En este día especial, recordamos la importancia de orar por nuestras naciones y bendecir la tierra de nuestros hermanos, reconociendo que toda nación está bajo el cuidado y propósito de Dios. Al abrir la Palabra, se nos invita a reflexionar sobre la sabiduría y la inteligencia, no como simples capacidades intelectuales, sino como la habilidad de vivir correctamente, tomar decisiones justas y discernir el consejo de Dios y de personas sabias a nuestro alrededor. La sabiduría bíblica es práctica, se aprende en la vida diaria, y es un don que debemos pedir a Dios para poder ver lo que a veces está velado a nuestros ojos.
La familia es el lugar donde esta sabiduría se transmite de generación en generación.
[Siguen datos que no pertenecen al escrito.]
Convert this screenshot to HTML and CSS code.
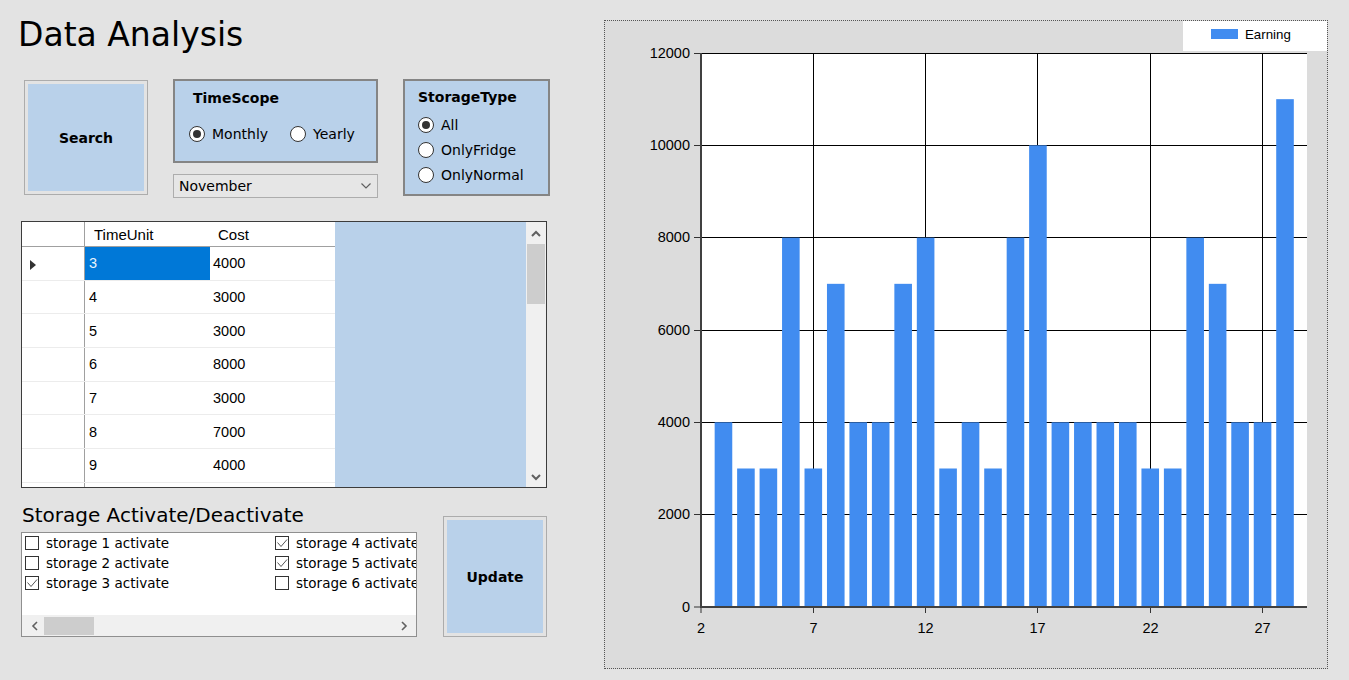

Los padres tienen la responsabilidad de guiar a sus hijos, no solo con palabras, sino con el ejemplo y el amor que proviene del Padre celestial. El amor de Dios, ese amor ágape, es el modelo supremo: un amor que celebra la presencia del hijo, que perdona, corrige, restaura y bendice. Ser padre o madre no es solo un rol o un título, es una cuestión de identidad, una identidad que se asume y se vive, y que se aprende en el contexto de la familia y la comunidad de fe.
El ciclo de la familia es continuo: los hijos crecen bajo la cobertura de sus padres, y luego forman sus propios hogares, llevando consigo la bendición y la identidad recibida. El enemigo busca romper este ciclo, distorsionando la identidad y la estructura familiar, pero en Cristo encontramos restauración, propósito y una verdadera familia. La parábola del hijo pródigo nos muestra que el verdadero héroe es el padre, quien tiene el poder de restaurar la dignidad, perdonar y devolver la identidad a su hijo. Así también, los padres están llamados a ser héroes para sus hijos, reflejando el corazón de Dios.
La paternidad y la maternidad son reales, se viven en el dolor, la alegría, la corrección y el perdón. No se trata de suplir vacíos con sustitutos irreales, sino de vivir la realidad de la familia, de la comunidad, de la iglesia. Dios llama a los padres a volver su corazón hacia sus hijos, a bendecirlos, a orar por ellos y a ser un vallado de protección espiritual. La mayor herencia que podemos dejar a nuestros hijos no son bienes materiales, sino una identidad bendecida, una cobertura de amor y el ejemplo de un corazón vuelto hacia ellos, como el corazón del Padre celestial hacia nosotros.